--- Begin ---
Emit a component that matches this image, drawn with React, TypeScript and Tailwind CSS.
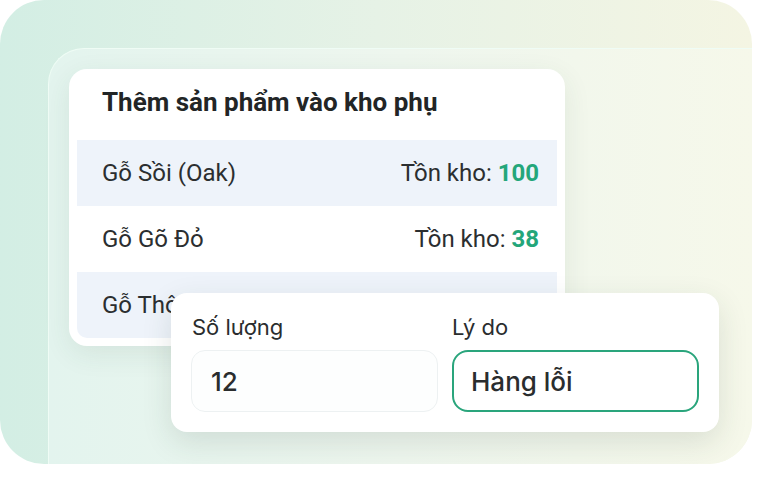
import React from "react"

const rows = [
  { name: "Gỗ Sồi (Oak)", stock: 100, shaded: true },
  { name: "Gỗ Gõ Đỏ", stock: 38, shaded: false },
  { name: "Gỗ Thông", stock: 54, shaded: true },
]

function StockRow({ name, stock, shaded, last }: { name: string; stock: number; shaded: boolean; last: boolean }) {
  return (
    <div
      className={`flex h-[66px] items-center justify-between pl-[25px] pr-[18px] text-[24px] text-[#2b2e30] ${
        shaded ? "bg-[#eef3fa]" : "bg-white"
      } ${last ? "rounded-b-[10px]" : ""}`}
    >
      <span>{name}</span>
      <span>
        Tồn kho: <span className="font-bold text-[#23a67a]">{stock}</span>
      </span>
    </div>
  )
}

function QuantityForm() {
  return (
    <div className="absolute left-[122px] top-[244px] w-[548px] rounded-[16px] bg-white px-5 pt-5 pb-5 shadow-[0_10px_30px_rgba(40,60,50,0.13)] font-['Inter',sans-serif] text-[#2a2d2e]">
      <div className="grid grid-cols-2 gap-x-[14px]">
        <label className="pl-px text-[22px] leading-[28px]">Số lượng</label>
        <label className="text-[22px] leading-[28px]">Lý do</label>
        <div className="mt-[9px] flex h-[62px] items-center rounded-[14px] border border-[#edf1f2] bg-[#fdfefe] pl-[19px] text-[26px] font-medium">
          12
        </div>
        <div className="mt-[9px] flex h-[62px] items-center rounded-[16px] border-2 border-[#2aa57c] bg-white pl-[17px] text-[26px] font-medium">
          Hàng lỗi
        </div>
      </div>
    </div>
  )
}

export default function App() {
  return (
    <div className="h-[496px] w-[766px] bg-white font-['Roboto',sans-serif]">
      <div className="flex h-[464px] w-[752px] overflow-hidden rounded-[44px] bg-gradient-to-r from-[#d3eee4] via-[#e6f2e6] to-[#f4f5e3] pl-12 pt-12">
        <div className="relative flex-1 rounded-tl-[36px] border-l border-t border-[#effcf5] bg-gradient-to-r from-[#e3f4ee] via-[#eef6ee] to-[#f6f8ea] pl-5 pt-5">
          <div className="w-[496px] rounded-[18px] bg-white p-2 pt-0 shadow-[0_8px_28px_rgba(40,80,60,0.09)]">
            <h2 className="pl-[25px] pt-[17px] pb-[22px] text-[26px] font-bold leading-[32px] text-[#222526]">
              Thêm sản phẩm vào kho phụ
            </h2>
            {rows.map((r, i) => (
              <StockRow key={r.name} {...r} last={i === rows.length - 1} />
            ))}
          </div>
          <QuantityForm />
        </div>
      </div>
    </div>
  )
}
--- End ---
Instructions to follow - Find how many of the lines above have the word "React" in them. State only that number.

Solved exercise - 2